STORED ROWS:
----------
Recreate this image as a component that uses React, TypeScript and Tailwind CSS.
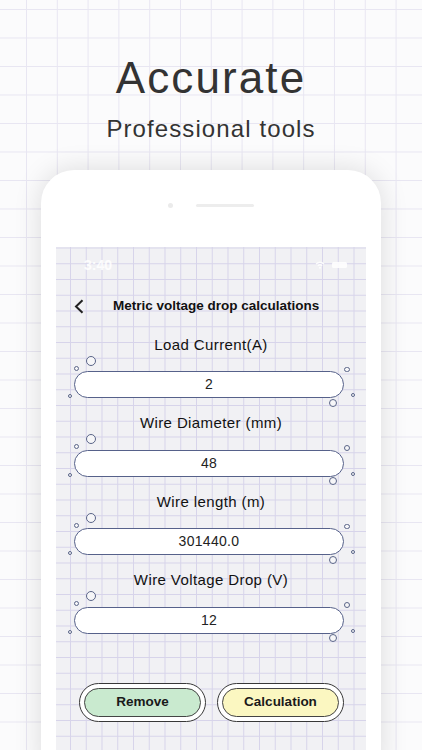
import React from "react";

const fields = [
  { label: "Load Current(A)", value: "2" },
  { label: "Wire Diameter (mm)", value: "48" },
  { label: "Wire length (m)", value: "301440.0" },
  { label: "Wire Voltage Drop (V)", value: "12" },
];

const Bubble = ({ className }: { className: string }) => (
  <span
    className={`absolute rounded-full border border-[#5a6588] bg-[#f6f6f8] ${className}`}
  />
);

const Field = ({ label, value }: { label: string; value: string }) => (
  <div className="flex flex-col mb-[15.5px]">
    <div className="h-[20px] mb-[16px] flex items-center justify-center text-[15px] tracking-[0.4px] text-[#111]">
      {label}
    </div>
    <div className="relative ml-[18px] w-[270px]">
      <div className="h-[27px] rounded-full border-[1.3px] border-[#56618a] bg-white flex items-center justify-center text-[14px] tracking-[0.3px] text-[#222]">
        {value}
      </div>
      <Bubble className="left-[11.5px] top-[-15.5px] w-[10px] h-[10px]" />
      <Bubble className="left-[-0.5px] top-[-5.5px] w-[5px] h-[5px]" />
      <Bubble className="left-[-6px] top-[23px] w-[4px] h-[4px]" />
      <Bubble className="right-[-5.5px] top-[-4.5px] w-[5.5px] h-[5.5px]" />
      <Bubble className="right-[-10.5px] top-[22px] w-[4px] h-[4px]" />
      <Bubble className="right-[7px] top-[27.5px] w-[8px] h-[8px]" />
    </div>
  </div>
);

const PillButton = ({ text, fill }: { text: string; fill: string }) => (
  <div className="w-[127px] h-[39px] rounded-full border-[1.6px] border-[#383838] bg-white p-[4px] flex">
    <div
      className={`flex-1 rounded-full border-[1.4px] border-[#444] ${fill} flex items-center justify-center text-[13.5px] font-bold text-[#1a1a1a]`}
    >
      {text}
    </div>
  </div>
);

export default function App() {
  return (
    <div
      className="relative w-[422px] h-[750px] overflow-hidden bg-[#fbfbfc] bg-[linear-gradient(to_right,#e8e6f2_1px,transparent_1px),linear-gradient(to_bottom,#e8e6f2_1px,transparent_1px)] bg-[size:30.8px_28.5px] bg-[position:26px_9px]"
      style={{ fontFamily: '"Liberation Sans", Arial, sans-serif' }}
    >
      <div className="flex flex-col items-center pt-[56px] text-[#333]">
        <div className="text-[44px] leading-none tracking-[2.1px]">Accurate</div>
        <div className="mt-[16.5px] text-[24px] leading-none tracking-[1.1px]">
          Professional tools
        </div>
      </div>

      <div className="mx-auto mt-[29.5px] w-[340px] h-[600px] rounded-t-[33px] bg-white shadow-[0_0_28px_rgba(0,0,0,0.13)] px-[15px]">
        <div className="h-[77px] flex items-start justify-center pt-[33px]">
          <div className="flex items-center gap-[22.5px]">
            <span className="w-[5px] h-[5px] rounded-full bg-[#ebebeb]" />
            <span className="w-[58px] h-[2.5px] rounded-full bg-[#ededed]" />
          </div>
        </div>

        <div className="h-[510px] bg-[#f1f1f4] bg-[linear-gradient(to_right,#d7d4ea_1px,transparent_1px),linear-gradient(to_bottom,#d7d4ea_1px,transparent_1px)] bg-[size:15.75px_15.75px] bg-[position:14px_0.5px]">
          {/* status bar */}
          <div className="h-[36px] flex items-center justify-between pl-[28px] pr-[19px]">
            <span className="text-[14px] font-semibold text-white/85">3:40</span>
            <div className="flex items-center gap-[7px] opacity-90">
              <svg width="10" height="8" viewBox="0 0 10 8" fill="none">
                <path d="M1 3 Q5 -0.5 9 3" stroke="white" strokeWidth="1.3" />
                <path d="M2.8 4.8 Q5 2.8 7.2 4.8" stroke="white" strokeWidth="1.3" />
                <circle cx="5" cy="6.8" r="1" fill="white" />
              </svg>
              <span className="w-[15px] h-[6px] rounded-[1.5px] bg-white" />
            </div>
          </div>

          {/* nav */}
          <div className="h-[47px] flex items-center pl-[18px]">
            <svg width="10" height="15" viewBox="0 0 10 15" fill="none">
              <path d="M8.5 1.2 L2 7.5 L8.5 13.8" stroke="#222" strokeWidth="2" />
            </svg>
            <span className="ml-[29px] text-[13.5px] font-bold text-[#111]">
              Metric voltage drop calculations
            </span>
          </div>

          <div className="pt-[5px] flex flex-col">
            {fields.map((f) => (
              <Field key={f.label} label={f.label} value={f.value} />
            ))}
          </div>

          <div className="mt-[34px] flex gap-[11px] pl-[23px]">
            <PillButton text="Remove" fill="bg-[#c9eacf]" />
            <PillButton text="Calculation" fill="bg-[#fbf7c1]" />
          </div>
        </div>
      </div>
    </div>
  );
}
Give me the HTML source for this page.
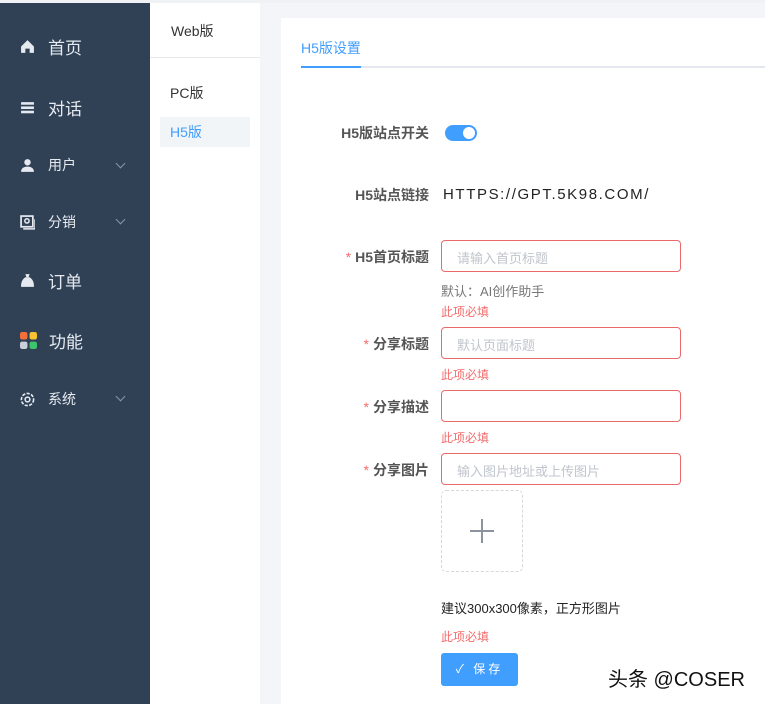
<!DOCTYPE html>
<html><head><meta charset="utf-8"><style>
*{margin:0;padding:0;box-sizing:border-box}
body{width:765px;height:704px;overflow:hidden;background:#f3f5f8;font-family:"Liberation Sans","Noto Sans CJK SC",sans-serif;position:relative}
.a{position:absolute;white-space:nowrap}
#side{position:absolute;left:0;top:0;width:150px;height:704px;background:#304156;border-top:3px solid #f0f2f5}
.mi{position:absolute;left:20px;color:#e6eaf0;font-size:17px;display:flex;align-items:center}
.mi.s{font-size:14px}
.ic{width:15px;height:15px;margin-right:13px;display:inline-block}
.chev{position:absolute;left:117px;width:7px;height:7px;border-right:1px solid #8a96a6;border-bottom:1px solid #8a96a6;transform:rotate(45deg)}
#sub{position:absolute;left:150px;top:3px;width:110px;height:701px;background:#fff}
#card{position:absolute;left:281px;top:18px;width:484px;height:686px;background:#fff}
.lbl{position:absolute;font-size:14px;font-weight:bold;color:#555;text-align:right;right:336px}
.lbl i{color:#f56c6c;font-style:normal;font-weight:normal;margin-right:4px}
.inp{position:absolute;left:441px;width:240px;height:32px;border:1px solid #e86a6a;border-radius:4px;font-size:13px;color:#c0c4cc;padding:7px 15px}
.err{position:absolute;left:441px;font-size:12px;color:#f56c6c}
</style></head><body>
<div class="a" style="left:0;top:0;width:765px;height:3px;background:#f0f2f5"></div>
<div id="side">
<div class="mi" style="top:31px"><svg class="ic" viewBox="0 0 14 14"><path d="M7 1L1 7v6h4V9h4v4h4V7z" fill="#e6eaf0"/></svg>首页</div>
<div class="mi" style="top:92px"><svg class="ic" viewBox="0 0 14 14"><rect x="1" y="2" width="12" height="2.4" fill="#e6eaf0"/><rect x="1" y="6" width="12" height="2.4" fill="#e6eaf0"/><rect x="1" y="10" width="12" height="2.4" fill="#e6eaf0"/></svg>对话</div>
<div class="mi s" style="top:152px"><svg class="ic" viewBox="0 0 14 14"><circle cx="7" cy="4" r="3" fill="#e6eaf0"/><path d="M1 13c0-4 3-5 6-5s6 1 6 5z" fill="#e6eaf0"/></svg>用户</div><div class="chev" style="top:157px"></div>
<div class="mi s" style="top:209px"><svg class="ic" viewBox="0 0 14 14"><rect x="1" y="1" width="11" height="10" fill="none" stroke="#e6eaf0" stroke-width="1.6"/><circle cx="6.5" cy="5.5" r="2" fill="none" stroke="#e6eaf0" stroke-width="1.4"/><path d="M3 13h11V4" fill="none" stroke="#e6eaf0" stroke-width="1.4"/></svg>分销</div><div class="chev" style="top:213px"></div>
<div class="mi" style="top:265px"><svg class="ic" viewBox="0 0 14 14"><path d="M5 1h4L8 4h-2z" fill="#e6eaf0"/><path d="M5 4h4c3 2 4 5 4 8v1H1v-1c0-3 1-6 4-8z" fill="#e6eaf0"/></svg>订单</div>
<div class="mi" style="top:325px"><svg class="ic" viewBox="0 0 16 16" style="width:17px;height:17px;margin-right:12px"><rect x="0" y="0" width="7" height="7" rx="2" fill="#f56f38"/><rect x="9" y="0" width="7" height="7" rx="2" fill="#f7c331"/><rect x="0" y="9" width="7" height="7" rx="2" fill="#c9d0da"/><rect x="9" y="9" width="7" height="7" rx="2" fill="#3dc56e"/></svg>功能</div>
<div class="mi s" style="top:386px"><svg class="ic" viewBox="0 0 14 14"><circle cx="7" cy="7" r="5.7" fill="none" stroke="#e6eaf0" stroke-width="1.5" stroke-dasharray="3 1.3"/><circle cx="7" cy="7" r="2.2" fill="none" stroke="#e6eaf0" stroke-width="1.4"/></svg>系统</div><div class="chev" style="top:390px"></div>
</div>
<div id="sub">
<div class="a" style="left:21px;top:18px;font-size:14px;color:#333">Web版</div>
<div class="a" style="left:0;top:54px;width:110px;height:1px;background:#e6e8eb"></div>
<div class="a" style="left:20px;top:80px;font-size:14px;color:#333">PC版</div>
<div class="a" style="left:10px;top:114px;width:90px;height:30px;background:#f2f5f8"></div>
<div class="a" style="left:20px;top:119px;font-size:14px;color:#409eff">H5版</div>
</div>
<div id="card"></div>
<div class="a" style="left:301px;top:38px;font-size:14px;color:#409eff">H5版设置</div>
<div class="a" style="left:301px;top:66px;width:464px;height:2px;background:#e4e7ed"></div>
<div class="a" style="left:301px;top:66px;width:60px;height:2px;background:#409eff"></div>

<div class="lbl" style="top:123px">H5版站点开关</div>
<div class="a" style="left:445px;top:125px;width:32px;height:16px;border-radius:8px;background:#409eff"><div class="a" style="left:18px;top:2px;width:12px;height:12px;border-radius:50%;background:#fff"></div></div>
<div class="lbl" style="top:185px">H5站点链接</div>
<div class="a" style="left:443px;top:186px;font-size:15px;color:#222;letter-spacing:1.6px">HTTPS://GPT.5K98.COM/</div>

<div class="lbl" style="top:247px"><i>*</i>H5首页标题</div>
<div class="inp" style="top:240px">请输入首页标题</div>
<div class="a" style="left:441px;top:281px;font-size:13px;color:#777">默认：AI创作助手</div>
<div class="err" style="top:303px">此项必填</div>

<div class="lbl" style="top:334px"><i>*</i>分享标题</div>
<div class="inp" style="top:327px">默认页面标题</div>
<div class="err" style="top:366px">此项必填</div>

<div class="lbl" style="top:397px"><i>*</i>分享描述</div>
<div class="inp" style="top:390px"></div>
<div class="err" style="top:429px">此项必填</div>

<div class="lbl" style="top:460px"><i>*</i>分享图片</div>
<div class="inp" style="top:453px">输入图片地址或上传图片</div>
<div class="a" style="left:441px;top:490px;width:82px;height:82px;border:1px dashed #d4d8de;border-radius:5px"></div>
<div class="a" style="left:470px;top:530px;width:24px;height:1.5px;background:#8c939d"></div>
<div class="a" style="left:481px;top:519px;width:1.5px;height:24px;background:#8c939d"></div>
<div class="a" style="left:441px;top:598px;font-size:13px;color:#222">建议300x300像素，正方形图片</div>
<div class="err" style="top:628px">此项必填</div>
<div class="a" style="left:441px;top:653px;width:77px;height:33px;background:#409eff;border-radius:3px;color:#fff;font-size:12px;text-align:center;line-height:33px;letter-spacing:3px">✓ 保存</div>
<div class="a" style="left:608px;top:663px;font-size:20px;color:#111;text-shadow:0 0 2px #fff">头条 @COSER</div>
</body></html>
----------
GIVEN PROBLEM: Copy exactly the lines running from the beginning of the listing through the line that has "import React from". Drop the pictures.

EXERCISE SOLUTION:
Recreate this image as a component that uses React, TypeScript and Tailwind CSS.
import React from "react";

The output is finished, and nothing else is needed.